Ein düsterer Begleiter
im 16. Jahrhundert bekam der wohltätige Nikolaus einen ziemlich unfreundlichen Antagonisten an seine Seite gestellt. Er hatte verschiedenen Namen: Manche kennen ihn als "Knecht Ruprecht", im süddeutschen Raum ist er als "Krampus", im Rheinischen als "Hans Muff" bekannt.
Er trug eine Rute aus Reisig und sollte damit unartige und böse Kinder bestrafen. Bis heute begleitet Knecht Ruprecht den Nikolaus - allerdings nur noch als schaurig-schöne Dekoration. Seine Aufgabe besteht darin, dem Nikolaus beim Tragen des Geschenkesacks zu helfen und ansonsten finster zu gucken.
Das Christkind hingegen kommt ohne Begleiter, dafür mit Engelsgesicht und Flügeln. Obwohl es einen protestantischen Ursprung hat, ist das Christkind heutzutage eher in katholischen Gegenden anzutreffen. Woanders wurde es abgelöst durch eben jenen Weihnachtsmann - eine Figur, die im Laufe der Jahrhunderte entstanden ist durch eine Mischung aus Nikolauslegende, nordischen Mythen und osteuropäischen Märchen.
Papa Noel, Väterchen Frost und das Schneeflöckchen
Hört man sich in der Welt um, stellt man schnell fest, dass die Bezeichnung "Papa" für den Weihnachtsmann weit verbreitet ist: Im spanischen Sprachraum von Europa bis Lateinamerika heißt es "Papá Noel", in ehemals britischen Kolonien und im Vereinigten Königreich spricht man von "Father Christmas" und die Franzosen nennen ihren Weihnachtsmann "Père Noël".

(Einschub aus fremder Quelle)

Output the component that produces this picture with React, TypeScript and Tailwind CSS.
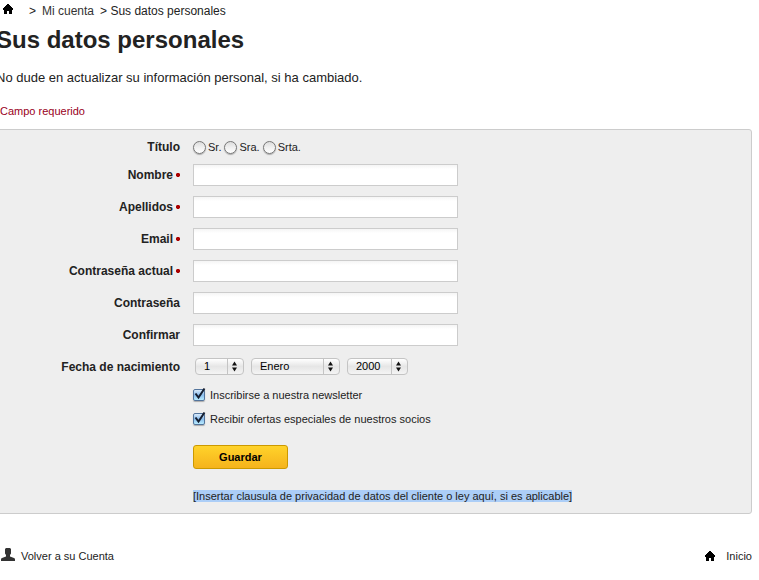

In Südafrika kommt der Weihnachtsmann für die Afrikaans sprechenden Menschen als Kersvader oder Sinterklaas - ein Erbe der niederländischen Siedler, ebenso wie in den ehemaligen niederländischen Kolonien Indonesien, Curacao oder Surinam.
In osteuropäischen Ländern bis hin zur Mongolei ist eher vom Papa Winter oder Väterchen Frost die Rede. Die Figur geht auf einen Winterzauberer aus der slawischen Mythologie zurück und ist dem Weihnachtsmann in seinen Darstellungen sehr ähnlich. Er ist die Personifikation des Winters, und um das zu unterstreichen, hat Väterchen Frost in einigen Regionen auch eine Begleiterin: das Schneeflöckchen - in Gestalt eines zarten Mädchens.
Heidnische Mythen aus dem Norden
Auch in Skandinavien hat der heutige Weihnachtsmann verschiedene Ursprünge. Da gibt es zum einen die Gestalt eines alten Mannes mit Pelzumhang, Kapuze und Rauschebart, der auf einem Rentierschlitten durch die Lande fährt und Nüsse verteilt, damit die Menschen den harten Winter überstehen. Legenden behaupten, er sei ein Nachfahre Odins, des mächtigsten nordischen Gottes.
In Norwegen und Schweden hingegen gibt es die Geschichte von einem Hausgeist ("Tomte"), der über Haus und Hof wachte, aber nur, wenn er auch genügend Essen bekam. Heute ist es der Jultomte oder Julenissen, der an Heilig Abend die Geschenke bringt - gegen Essen natürlich.
Der finnische Joulupukki war einst eine fiese Gestalt, halb Mensch, halb Ziege, die um die Häuser zog und Essen verlangte, ansonsten drohte er, die Kinder mitzunehmen. Irgendwann aber verschwanden die Hörner, und der Ziegenmann wurde zum freundlichen Weihnachtsmann.
Wie kommt Santa Claus ins Spiel?
Und warum heißt der Weihnachtsmann in den USA Santa Claus? Niederländische Auswanderer brachten ihren "Sinterklaas" in die USA. Nikolaus war der Schutzheilige von Nieuw Amsterdam - dem heutigen New York. Aus Sinterklaas wurde dann irgendwann Santa Claus.
In den 1930er Jahren entdeckte Coca Cola die Figur für sich, machte sie zur Werbeikone - und prägte damit bis heute unsere Vorstellung vom freundlichen alten Mann in pelzbesetztem Mantel und Mütze, mit roten Wangen und Rauschebart.
Santa Claus aber brachte die Geschenke nicht am 6. Dezember wie sein europäischer Kollege, sondern in der Nacht vom 24. zum 25. Dezember, und jedes amerikanische Kind weiß bis heute, dass Santa mit seinen Geschenken durch den Schornstein kommt, bevor er mit seinem Rentierschlitten wieder in der Luft verschwindet - und zwar schnell, damit er es schafft, auf der ganzen Welt Abermillionen von Kindern zu beschenken.